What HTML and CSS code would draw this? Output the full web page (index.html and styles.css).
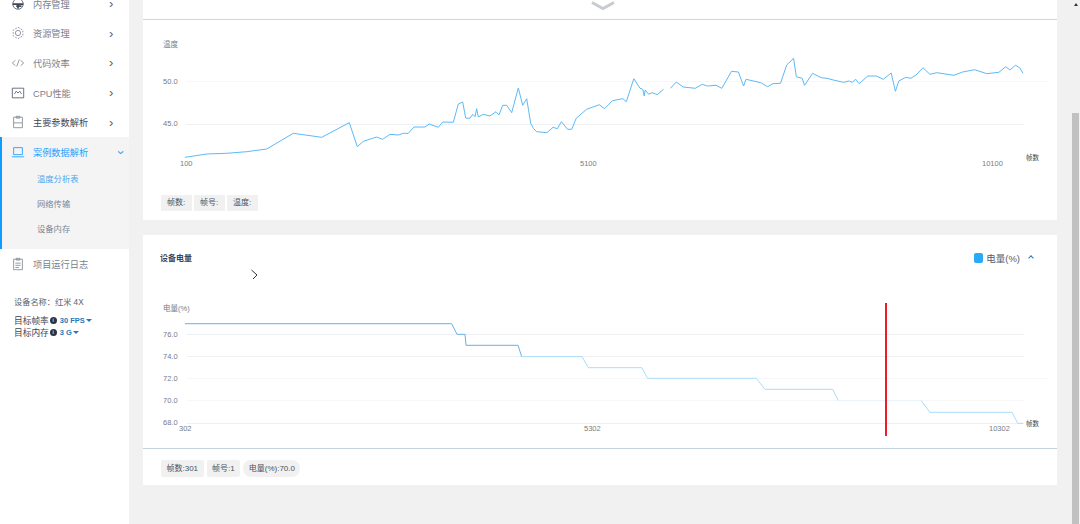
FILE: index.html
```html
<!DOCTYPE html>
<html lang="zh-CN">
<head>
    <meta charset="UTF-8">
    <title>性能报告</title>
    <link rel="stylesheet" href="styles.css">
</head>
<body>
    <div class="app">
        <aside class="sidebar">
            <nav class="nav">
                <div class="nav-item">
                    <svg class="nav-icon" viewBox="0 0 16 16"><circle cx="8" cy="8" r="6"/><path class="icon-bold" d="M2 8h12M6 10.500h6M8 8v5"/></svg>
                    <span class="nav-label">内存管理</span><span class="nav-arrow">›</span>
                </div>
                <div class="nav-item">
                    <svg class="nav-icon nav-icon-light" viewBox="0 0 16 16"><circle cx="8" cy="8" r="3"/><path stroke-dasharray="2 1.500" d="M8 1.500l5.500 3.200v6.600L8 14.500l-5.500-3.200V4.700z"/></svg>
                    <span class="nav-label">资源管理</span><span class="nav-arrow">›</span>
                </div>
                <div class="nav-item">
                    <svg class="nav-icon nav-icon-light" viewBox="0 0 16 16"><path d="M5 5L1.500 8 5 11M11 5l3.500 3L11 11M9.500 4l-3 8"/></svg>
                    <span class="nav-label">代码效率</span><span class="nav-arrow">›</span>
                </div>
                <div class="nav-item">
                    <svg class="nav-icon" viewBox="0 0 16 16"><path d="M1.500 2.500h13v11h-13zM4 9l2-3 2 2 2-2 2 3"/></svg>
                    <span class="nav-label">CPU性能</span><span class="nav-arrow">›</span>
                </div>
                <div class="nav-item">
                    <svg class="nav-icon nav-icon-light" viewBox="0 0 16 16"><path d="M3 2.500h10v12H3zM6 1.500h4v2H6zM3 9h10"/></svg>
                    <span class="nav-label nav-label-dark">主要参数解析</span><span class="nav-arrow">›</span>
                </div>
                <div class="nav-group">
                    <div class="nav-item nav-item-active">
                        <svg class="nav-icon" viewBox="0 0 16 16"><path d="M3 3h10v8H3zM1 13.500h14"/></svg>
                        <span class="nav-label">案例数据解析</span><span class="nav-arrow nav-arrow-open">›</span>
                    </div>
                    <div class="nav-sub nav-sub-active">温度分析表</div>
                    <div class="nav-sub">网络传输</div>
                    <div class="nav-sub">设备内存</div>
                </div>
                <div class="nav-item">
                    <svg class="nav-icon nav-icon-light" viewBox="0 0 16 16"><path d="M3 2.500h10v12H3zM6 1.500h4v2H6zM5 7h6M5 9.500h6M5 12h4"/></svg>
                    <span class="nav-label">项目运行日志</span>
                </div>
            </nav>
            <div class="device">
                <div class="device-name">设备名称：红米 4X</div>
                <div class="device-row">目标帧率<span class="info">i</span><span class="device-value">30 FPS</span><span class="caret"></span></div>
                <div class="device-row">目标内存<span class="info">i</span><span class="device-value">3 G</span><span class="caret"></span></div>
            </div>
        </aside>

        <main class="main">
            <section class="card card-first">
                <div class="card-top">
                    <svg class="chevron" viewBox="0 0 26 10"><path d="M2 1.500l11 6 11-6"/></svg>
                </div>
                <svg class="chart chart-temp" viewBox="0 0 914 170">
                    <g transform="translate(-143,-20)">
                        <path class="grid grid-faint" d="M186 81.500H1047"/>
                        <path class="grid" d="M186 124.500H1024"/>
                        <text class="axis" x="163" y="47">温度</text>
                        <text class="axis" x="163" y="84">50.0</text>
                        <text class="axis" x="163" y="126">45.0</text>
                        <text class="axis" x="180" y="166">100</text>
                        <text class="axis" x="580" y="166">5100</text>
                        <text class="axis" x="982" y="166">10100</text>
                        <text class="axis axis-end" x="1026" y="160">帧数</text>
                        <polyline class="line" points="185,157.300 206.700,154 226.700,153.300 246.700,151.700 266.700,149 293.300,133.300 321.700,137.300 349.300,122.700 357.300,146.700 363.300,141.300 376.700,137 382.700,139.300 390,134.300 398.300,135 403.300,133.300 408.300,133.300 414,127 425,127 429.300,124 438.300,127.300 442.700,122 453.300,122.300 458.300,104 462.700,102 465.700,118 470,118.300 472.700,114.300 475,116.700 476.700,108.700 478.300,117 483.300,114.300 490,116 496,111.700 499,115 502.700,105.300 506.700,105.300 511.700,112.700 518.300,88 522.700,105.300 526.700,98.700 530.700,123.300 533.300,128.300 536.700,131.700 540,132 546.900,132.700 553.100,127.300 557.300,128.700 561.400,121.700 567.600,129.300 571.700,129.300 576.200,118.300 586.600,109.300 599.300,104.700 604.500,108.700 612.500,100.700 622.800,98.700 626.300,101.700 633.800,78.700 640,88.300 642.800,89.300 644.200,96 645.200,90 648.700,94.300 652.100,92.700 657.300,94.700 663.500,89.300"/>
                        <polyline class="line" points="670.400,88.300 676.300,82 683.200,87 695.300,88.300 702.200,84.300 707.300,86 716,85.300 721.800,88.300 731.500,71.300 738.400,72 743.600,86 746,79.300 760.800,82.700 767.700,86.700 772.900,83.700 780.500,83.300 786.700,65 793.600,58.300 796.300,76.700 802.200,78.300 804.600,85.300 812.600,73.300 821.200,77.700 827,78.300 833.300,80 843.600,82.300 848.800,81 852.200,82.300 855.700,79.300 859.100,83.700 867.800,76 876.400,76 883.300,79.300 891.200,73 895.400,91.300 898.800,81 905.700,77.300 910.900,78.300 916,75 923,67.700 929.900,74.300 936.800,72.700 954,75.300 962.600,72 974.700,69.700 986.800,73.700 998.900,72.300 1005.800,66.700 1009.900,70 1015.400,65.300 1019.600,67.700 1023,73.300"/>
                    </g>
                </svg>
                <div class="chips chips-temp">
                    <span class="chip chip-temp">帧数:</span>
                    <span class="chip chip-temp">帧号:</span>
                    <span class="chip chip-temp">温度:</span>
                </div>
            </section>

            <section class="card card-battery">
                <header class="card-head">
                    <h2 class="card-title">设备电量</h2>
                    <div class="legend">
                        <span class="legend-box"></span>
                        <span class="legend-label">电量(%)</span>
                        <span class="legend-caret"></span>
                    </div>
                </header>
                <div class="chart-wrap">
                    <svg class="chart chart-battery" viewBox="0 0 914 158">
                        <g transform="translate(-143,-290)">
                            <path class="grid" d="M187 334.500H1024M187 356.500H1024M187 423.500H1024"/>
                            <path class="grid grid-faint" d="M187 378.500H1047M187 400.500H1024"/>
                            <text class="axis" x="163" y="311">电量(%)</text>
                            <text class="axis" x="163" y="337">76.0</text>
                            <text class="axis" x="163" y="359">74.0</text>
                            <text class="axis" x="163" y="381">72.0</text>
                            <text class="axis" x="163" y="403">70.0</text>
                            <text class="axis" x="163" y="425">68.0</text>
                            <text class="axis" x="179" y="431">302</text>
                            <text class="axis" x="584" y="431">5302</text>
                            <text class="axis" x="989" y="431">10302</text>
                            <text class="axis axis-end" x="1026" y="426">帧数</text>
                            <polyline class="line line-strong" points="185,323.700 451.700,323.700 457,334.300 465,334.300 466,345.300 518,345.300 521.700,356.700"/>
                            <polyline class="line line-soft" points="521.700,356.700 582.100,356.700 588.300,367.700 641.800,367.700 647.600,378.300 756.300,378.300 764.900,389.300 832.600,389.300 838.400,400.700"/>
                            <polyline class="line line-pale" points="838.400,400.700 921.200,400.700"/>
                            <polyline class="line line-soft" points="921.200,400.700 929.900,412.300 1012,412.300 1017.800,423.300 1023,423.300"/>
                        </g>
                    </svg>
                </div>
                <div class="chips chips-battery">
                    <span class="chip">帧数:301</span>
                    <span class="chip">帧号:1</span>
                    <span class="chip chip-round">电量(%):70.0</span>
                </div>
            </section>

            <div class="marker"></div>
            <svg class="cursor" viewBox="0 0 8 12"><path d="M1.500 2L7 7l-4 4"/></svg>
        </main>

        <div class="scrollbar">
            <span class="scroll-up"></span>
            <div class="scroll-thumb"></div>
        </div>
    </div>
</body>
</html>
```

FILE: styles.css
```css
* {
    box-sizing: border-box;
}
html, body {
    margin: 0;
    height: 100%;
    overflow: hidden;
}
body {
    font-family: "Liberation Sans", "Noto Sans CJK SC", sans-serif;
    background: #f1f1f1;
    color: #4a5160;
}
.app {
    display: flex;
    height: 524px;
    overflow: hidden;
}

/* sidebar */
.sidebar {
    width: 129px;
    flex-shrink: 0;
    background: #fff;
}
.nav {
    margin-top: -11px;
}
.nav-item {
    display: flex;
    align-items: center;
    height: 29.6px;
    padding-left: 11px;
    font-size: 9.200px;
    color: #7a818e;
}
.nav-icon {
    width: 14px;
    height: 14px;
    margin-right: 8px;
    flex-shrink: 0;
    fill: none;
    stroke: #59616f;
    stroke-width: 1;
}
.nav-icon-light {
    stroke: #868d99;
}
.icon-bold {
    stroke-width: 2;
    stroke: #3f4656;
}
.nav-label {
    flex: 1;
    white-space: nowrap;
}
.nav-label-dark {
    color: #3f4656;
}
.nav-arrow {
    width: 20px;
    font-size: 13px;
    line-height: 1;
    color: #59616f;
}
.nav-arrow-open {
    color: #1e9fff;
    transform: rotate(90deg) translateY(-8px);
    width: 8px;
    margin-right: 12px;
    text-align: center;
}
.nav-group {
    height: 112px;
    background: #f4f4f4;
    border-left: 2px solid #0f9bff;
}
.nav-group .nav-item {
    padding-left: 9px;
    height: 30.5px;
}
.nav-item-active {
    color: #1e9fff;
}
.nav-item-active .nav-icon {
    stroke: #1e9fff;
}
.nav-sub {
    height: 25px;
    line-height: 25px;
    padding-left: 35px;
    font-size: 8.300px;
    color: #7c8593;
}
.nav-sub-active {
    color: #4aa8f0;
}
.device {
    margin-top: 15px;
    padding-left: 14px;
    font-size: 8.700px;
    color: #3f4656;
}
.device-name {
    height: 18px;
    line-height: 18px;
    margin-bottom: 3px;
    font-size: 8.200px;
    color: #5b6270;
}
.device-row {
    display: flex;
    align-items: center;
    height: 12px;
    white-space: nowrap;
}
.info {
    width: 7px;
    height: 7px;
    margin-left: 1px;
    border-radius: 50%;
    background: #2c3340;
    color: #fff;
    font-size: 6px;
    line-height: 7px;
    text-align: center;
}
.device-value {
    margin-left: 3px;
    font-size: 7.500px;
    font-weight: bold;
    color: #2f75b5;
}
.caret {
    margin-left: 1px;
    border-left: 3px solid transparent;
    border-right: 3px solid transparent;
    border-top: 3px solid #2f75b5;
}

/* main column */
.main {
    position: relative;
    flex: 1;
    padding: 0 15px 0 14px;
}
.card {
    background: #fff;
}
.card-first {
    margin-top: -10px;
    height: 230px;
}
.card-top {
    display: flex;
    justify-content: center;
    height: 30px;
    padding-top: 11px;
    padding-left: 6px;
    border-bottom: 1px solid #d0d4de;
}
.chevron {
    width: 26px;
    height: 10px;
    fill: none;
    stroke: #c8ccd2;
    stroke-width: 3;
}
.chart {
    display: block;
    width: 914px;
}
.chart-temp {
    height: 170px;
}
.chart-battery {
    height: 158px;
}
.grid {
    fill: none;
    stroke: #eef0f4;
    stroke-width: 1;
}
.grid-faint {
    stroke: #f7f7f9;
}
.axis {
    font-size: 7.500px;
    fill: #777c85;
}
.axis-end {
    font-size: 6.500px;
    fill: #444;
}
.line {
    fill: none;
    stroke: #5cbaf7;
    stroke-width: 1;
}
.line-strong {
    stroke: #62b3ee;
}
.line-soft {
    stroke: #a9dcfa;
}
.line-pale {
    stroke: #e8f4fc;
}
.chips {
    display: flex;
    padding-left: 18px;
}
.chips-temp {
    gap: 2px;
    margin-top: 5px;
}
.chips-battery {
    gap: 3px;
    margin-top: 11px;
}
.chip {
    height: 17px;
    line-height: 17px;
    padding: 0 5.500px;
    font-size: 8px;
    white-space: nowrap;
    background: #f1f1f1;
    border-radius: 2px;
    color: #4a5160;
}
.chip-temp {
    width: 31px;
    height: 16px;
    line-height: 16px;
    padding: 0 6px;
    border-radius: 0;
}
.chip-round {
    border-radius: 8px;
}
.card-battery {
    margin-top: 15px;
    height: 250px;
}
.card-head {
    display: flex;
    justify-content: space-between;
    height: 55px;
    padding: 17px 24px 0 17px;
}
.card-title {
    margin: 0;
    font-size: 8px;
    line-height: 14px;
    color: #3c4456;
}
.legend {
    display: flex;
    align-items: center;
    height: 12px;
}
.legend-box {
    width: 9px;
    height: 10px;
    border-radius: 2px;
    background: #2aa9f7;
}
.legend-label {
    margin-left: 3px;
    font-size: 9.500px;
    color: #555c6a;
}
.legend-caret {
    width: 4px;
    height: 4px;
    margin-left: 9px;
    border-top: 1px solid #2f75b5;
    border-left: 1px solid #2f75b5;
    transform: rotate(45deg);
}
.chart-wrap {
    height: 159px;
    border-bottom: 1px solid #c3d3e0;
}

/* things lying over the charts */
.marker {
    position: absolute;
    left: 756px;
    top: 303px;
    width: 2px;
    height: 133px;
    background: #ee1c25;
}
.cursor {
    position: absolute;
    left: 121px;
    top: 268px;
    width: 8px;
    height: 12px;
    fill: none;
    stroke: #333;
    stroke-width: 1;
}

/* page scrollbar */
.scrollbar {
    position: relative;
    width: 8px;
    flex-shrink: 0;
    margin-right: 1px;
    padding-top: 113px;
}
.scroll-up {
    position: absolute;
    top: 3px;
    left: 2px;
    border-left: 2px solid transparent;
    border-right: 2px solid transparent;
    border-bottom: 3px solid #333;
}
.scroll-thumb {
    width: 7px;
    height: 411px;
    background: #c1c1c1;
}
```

__Stated exercise__
Select the lines in this material that hold the word "styles", leaving none out.

__Problem solution__
What HTML and CSS code would draw this? Output the full web page (index.html and styles.css).
    <link rel="stylesheet" href="styles.css">
FILE: styles.css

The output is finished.